Automatic Structuring and Labeling of Television Streams
Our work on this topic is done in collaboration with INA and the Metiss team (IRISA).
This topic investigates the possibility of automatically structuring large television streams. Structuring means finding the structure of the TV stream at a relatively coarse level, e.g. extracting the succession of programs in a large corpus of weeks or months of TV. This is of major interest for television archives, which are usually not structured nor documented, thus making it very difficult to retrieve any information. Other applications of structuring include monitoring or consumer-oriented TV services. Commercial monitoring is already a mature subject, a few solutions from industry based on watermarking or fingerprinting indeed exist. Apart from this classical commercial monitoring application, our solution enables to monitor a channel in its entirety: computing the amount of commercials vs. programs, checking if programs are scheduled on time... This is of interest for institutions like CSA (Conseil supérieur de l'audiovisuel) which in France monitors channels to detect potential frauds to the French law.
Our previous work enabled us to segment a TV stream into programs and to tag them with labels coming from a TV program guide. The program guide indeed provides a rough schedule of the programs to come and albeit errors it contains very useful information for tagging the segmented stream. The link between the extracted segments and TV program guide information is done using a Dynamic Time Warping algorithm (DTW), which computes a global alignment between the segmentation and the program guide.

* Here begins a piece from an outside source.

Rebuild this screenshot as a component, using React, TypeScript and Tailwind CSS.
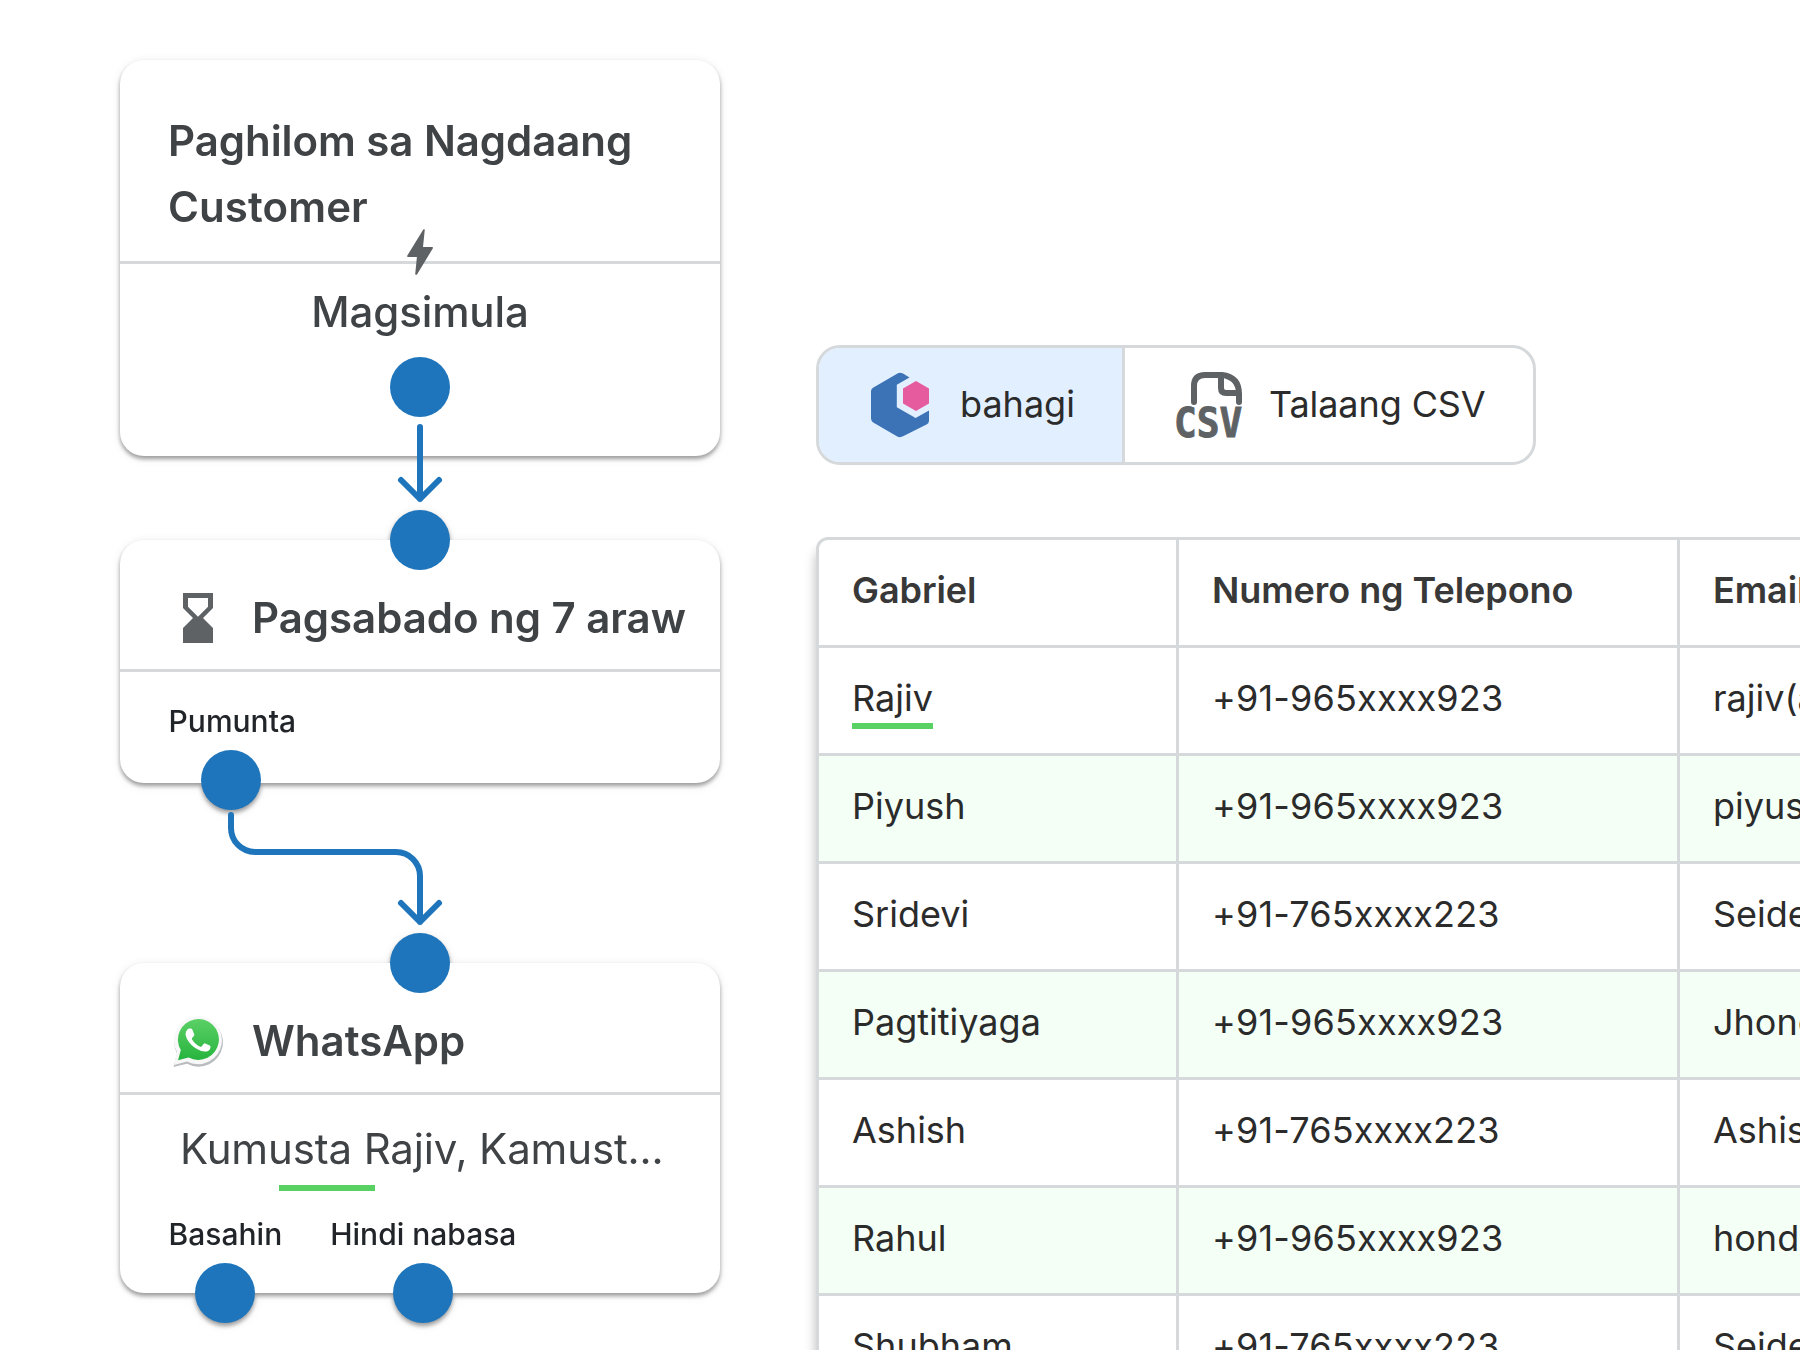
import type { ReactNode } from "react";

const HEADERS = ["Gabriel", "Numero ng Telepono", "Email"];

const ROWS = [
  ["Rajiv", "+91-965xxxx923", "rajiv(at)mail.com"],
  ["Piyush", "+91-965xxxx923", "piyush(at)mail.com"],
  ["Sridevi", "+91-765xxxx223", "Seidevi(at)mail.com"],
  ["Pagtitiyaga", "+91-965xxxx923", "Jhone(at)mail.com"],
  ["Ashish", "+91-765xxxx223", "Ashish(at)mail.com"],
  ["Rahul", "+91-965xxxx923", "honda(at)mail.com"],
  ["Shubham", "+91-765xxxx223", "Seidevi(at)mail.com"],
];

const CELL = [
  "border-r-[3px] border-[#d5d9dc]",
  "border-r-[3px] border-[#d5d9dc] tracking-[0.17px]",
  "",
];

function Port({ className }: { className: string }) {
  return <span className={`absolute size-[60px] rounded-full bg-[#1f75bb] ${className}`} />;
}

function Card({ className, children }: { className: string; children: ReactNode }) {
  return (
    <section
      className={`relative flex w-[600px] shrink-0 flex-col rounded-[24px] bg-white [filter:drop-shadow(0_3px_2px_rgba(0,0,0,0.36))_drop-shadow(0_1px_4px_rgba(0,0,0,0.08))] ${className}`}
    >
      {children}
    </section>
  );
}

function Bolt() {
  return (
    <svg className="absolute top-[168px] left-[286px]" width="28" height="48" viewBox="406 228 28 48">
      <path
        d="M424.8 229.6Q423.6 228.8 423 230L407.2 255.8Q406.9 256.8 408 256.9H416.9L415.2 274.2Q415.9 275.4 417 274.4L432.9 248.2Q433.2 247.1 432.2 247H423Z"
        fill="#5e6264"
      />
    </svg>
  );
}

function Hourglass() {
  return (
    <svg width="60" height="60" viewBox="0 0 24 24" fill="#5e6264">
      <path d="M18 22V16L14 12L18 8V2H6V8L10 12L6 16V22ZM8 7.5V4H16V7.5L12 11.5Z" />
    </svg>
  );
}

function WhatsApp() {
  return (
    <svg width="60" height="60" viewBox="168 1013 60 60">
      <defs>
        <linearGradient id="wa" x1="0" y1="0" x2="0" y2="1">
          <stop offset="0" stopColor="#5bd066" />
          <stop offset="1" stopColor="#27b43e" />
        </linearGradient>
      </defs>
      <path d="M173.5 1067L177 1053.5A24.3 24.3 0 1 1 187 1063.7Z" fill="#b9bdc0" />
      <path d="M174 1065L177 1052A24 24 0 1 1 187 1061.6Z" fill="#f8f8f8" />
      <path
        d="M178 1060.2L180.8 1050A20.5 20.5 0 1 1 188.6 1057.5Z"
        fill="url(#wa)"
      />
      <path
        d="M190.2 1028.6Q191.6 1028.2 192.3 1029.6L194.2 1034.2Q194.5 1035.1 193.9 1035.9L192.1 1038.1Q191.6 1038.8 192.1 1039.5Q195.1 1044.5 200.3 1046.7Q201.1 1047 201.6 1046.4L203.8 1043.7Q204.4 1043 205.2 1043.4L209.8 1045.6Q210.6 1046 210.5 1046.9Q210.2 1050.5 206.5 1051.4Q202.8 1052.3 197 1049Q190.4 1045.3 187 1039Q184 1033.2 187.4 1029.5Q188.5 1028.5 190.2 1028.6Z"
        fill="#ffffff"
      />
    </svg>
  );
}

function SegmentLogo() {
  return (
    <svg className="shrink-0" width="60" height="66" viewBox="870 372 60 66">
      <path
        d="M897.5 373.5Q900 372.1 903 373.6L909.5 377.4L896.8 384.8V407.2L915.6 418.1L929 410.4V420.5Q929 423 927 424.3L903 436.3Q900 437.9 897.3 436.4L873.2 422.4Q871 421 871 418.6V391.3Q871 389 873 387.8Z"
        fill="#3b73b6"
      />
      <path d="M916 381L929 388.5V403.4L916 411L903 403.4V388.5Z" fill="#e65b9e" />
    </svg>
  );
}

function CsvFile() {
  return (
    <svg className="shrink-0" width="68" height="68" viewBox="1175 371 68 68">
      <g fill="none" stroke="#5e6264" strokeWidth="6" strokeLinecap="round" strokeLinejoin="round">
        <path d="M1194 402V386Q1194 375 1205 375H1222Q1239 377 1239 394V402" />
        <path d="M1221 376V388Q1221 393 1226 393H1238" />
      </g>
      <text
        transform="translate(1174 437.4) scale(0.945 1)"
        fill="#5e6264"
        stroke="#5e6264"
        strokeWidth="0.9"
        className="font-['DejaVu_Sans_Mono',monospace] text-[40px] font-bold"
      >
        CSV
      </text>
    </svg>
  );
}

function StraightArrow() {
  return (
    <svg className="absolute top-[423px] left-[396px]" width="48" height="81" viewBox="396 423 48 81">
      <path
        d="M420 427V499M401 480L420 499L439 480"
        fill="none"
        stroke="#1f75bb"
        strokeWidth="6"
        strokeLinecap="round"
        strokeLinejoin="round"
      />
    </svg>
  );
}

function BentArrow() {
  return (
    <svg className="absolute top-[810px] left-[225px]" width="222" height="120" viewBox="225 810 222 120">
      <path
        d="M231 815V828A24 24 0 0 0 255 852H396A24 24 0 0 1 420 876V922M401 903L420 922L439 903"
        fill="none"
        stroke="#1f75bb"
        strokeWidth="6"
        strokeLinecap="round"
        strokeLinejoin="round"
      />
    </svg>
  );
}

export default function App() {
  return (
    <main className="relative flex h-[1350px] w-[1800px] overflow-hidden bg-white font-['Inter',sans-serif] text-[#3f4346]">
      <div className="flex w-[720px] shrink-0 flex-col pt-[60px] pl-[120px]">
        <Card className="h-[396px]">
          <h2 className="h-[204px] border-b-[3px] border-[#d5d9dc] pt-[48px] pl-[48px] text-[42px] leading-[66px] font-semibold">
            <span className="tracking-[-0.05px]">Paghilom sa Nagdaang</span>
            <br />
            <span className="tracking-[0.1px]">Customer</span>
          </h2>
          <p className="mt-[15px] text-center text-[42px] leading-[66px] font-medium tracking-[-0.1px]">Magsimula</p>
          <Bolt />
          <Port className="top-[297px] left-[270px]" />
        </Card>

        <Card className="mt-[84px] h-[243px]">
          <div className="flex h-[132px] border-b-[3px] border-[#d5d9dc] pt-[45px] pl-[48px]">
            <div className="mt-[3px] mr-[24px]">
              <Hourglass />
            </div>
            <h2 className="text-[42px] leading-[66px] font-semibold tracking-[-0.03px] whitespace-nowrap">
              Pagsabado ng 7 araw
            </h2>
          </div>
          <p className="mt-[25px] pl-[48.6px] text-[30px] leading-[48px] font-medium text-[#212529]">Pumunta</p>
          <Port className="-top-[30px] left-[270px]" />
          <Port className="top-[210px] left-[81px]" />
        </Card>

        <Card className="mt-[180px] h-[330px]">
          <div className="flex h-[132px] border-b-[3px] border-[#d5d9dc] pt-[45px] pl-[48px]">
            <div className="mt-[5px] mr-[24px]">
              <WhatsApp />
            </div>
            <h2 className="text-[42px] leading-[66px] font-semibold">WhatsApp</h2>
          </div>
          <p className="mt-[21px] pl-[60px] text-[42px] leading-[66px] tracking-[-0.14px] whitespace-nowrap">
            Kumusta Rajiv, Kamust...
          </p>
          <span className="mt-[3px] ml-[159px] h-[6px] w-[96px] bg-[#59d163]" />
          <div className="mt-[19px] flex gap-[48px] pl-[48.6px] text-[30px] leading-[48px] font-medium text-[#212529]">
            <span>Basahin</span>
            <span>Hindi nabasa</span>
          </div>
          <Port className="-top-[30px] left-[270px]" />
          <Port className="top-[300px] left-[75px]" />
          <Port className="top-[300px] left-[273px]" />
        </Card>
      </div>

      <div className="flex shrink-0 flex-col pt-[345px] pl-[96px]">
        <div className="flex h-[120px] w-[720px] shrink-0 rounded-[24px] border-[3px] border-[#d5d9dc] text-[36px] leading-[54px] text-[#2b2b2b]">
          <div className="flex w-[306px] shrink-0 items-center rounded-l-[21px] border-r-[3px] border-[#d5d9dc] bg-[#e2efff] pl-[51px]">
            <SegmentLogo />
            <span className="ml-[30px] pb-[2px]">bahagi</span>
          </div>
          <div className="flex items-center pl-[50px]">
            <CsvFile />
            <span className="ml-[26px] pb-[2px] tracking-[-0.1px] whitespace-nowrap">Talaang CSV</span>
          </div>
        </div>

        <div className="mt-[72px] w-[1320px] shrink-0 rounded-[12px] border-[3px] border-[#d5d9dc] bg-white text-[36px] leading-[54px] text-[#2b2b2b] shadow-[0_12px_12px_rgba(0,0,0,0.27)]">
          <div className="grid h-[108px] grid-cols-[360px_501px_1fr] border-b-[3px] border-[#d5d9dc] font-semibold tracking-[-0.06px] text-[#383838]">
            {HEADERS.map((h, i) => (
              <div key={h} className={`pt-[23px] pl-[33px] ${i < 2 ? "border-r-[3px] border-[#d5d9dc]" : ""}`}>
                {h}
              </div>
            ))}
          </div>
          {ROWS.map((row, r) => (
            <div
              key={row[0]}
              className={`grid h-[108px] grid-cols-[360px_501px_1fr] border-b-[3px] border-[#d5d9dc] ${r % 2 ? "bg-[#f4fff6]" : ""}`}
            >
              {row.map((cell, i) => (
                <div key={i} className={`pt-[23px] pl-[33px] ${CELL[i]}`}>
                  {cell}
                  {r === 0 && i === 0 && <div className="-mt-[2px] h-[6px] w-[81px] bg-[#59d163]" />}
                </div>
              ))}
            </div>
          ))}
        </div>
      </div>

      <StraightArrow />
      <BentArrow />
    </main>
  );
}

Extensions of this simple algorithm have been proposed, in particular to take into account information coming from a shot recognition process. Such a recognition which aims at detecting repeated video segments provides ``synchronization points'' called anchors, which constrain the path of the DTW algorithm, and thus provide a nice way to include side information. A new post-processing algorithm has been designed for resolving conflicts in the case where labels proposed by the DTW and the recognition process differ. It is based on a simple yet effective Bayesian decision criterion.
The problem of the video database update has also been investigated. As a matter of fact, the database used in the recognition process needs to be updated in order to keep correct labeling results over time. We have shown that a naïve approach actually decreases the labeling results due to over-segmentation by trailers. A more subtle approach was then proposed which structures and eventually labels the new segments before including them in the database. As a result, with carefully selected segments, an automatic update of the database is possible and the results remain consistent over a three weeks period.
Image and Text Joint Description
Keywords : Image-Text Interaction.
In text retrieval engines, images are not taken into account; conversely, image retrieval engine treats the images independently of the text surrounding them. Of course, it should be better to couple these two engines or, at least, to couple the information that both media can provide.
The first way to reach this goal is to determine the parts of the texts which are related to images. This could lead to textual descriptions of images, and thus to the possibility of textual queries to retrieve images, in a much richer way than what is currently offered by systems using simple keywords associated with the images. Moreover, it is possible to find two documents containing a same image and to use both texts to disambiguate or improve the understanding of the text.
Our first work in this framework was to build up a huge corpus of news articles containing texts and images. Moreover, in this corpus, each image is associated with a brief description given by news agencies documentalists describing the content of the image. This corpus allowed us to test, in "real-world" conditions, the relevance of simple approaches trying to combine visual and textual pieces of evidence to propose a meaningful description of images. Indeed, in our first experiments, we jointly used a face detection system and named entity recognition system to annotate images representing a person with its name. Very good results are obtained, both in terms of precision and recall.
Text and Speech Joint Description
Keywords : Text-Speech Interaction.
A lot of sound documents contain speech. Speech recognition is used to automatically index and exploit them, particularly when the data to analyze are voluminous. Automatic speech recognition (ASR) systems produce a textual transcription from sound documents, thanks to acoustic and linguistic clues. However, most of current ASR systems are more based on purely statistical methods (study of n-grams in corpora) than on linguistics. Stéphane Huet's Ph.D. thesis (under the double supervision of Guillaume Gravier, from the METISS Project-Team, and Pascale Sébillot) aims at using Natural Language Processing (NLP) techniques to help the transcription of sound documents.
This year, after publishing a state-of-the art of the use of linguistic knowledge in ASR systems as an internal report  , we have focused our interest on the study of the integration of parts of speech (PoS) (categorial tags identifying a word as a noun, a verb, an adjective, etc. , and at the singular or plural form, conjugated, etc. ) to improve the quality of the output of ASR systems. Our choice is mostly motivated by the following reasons:
PoS can be reliably obtained from automatic NLP tools. The main difficulties we are faced with when NLP techniques are applied to spoken documents are their lack of structure, since there are no paragraphs or even sentences, and the noise of automatic transcriptions, as the hypotheses made by ASR systems may include many erroneous words. These phenomena complicate the use of a high-level syntactic analysis but only slightly disturb PoS tagging. With only minor adjustments to the specificities of spoken documents, our experiments showed than more than 91% of words of automatic transcriptions are correctly tagged, while the usual results for written documents are of about 95%;
PoS tagging brings interesting information to correct errors commonly made by ASR systems. For instance, in the French language, the plural and singular forms, as well as the masculine and feminine ones of many words, are homophones and PoS tagging brings new information to discriminate them;
disambiguating words according to their PoS is usually necessary before extracting other information from a text like terms or named entities.
We showed by experiments the interest of PoS to correct transcription errors  . We proposed and evaluated several approaches to use PoS tag information in a postprocessing stage to rescore and reorder the 100-best hypotheses produced by the METISS Project-Team's ASR system; we noticed an absolute decrease of 0.9% of the word error rate when we include PoS knowledge into the score computed for each hypothesis  .
We plan to further use PoS tagging to help us to segment outputs of ASR systems into topically cohesive stories, which will imply to find the most relevant keywords to discriminate the different parts of a given broadcast.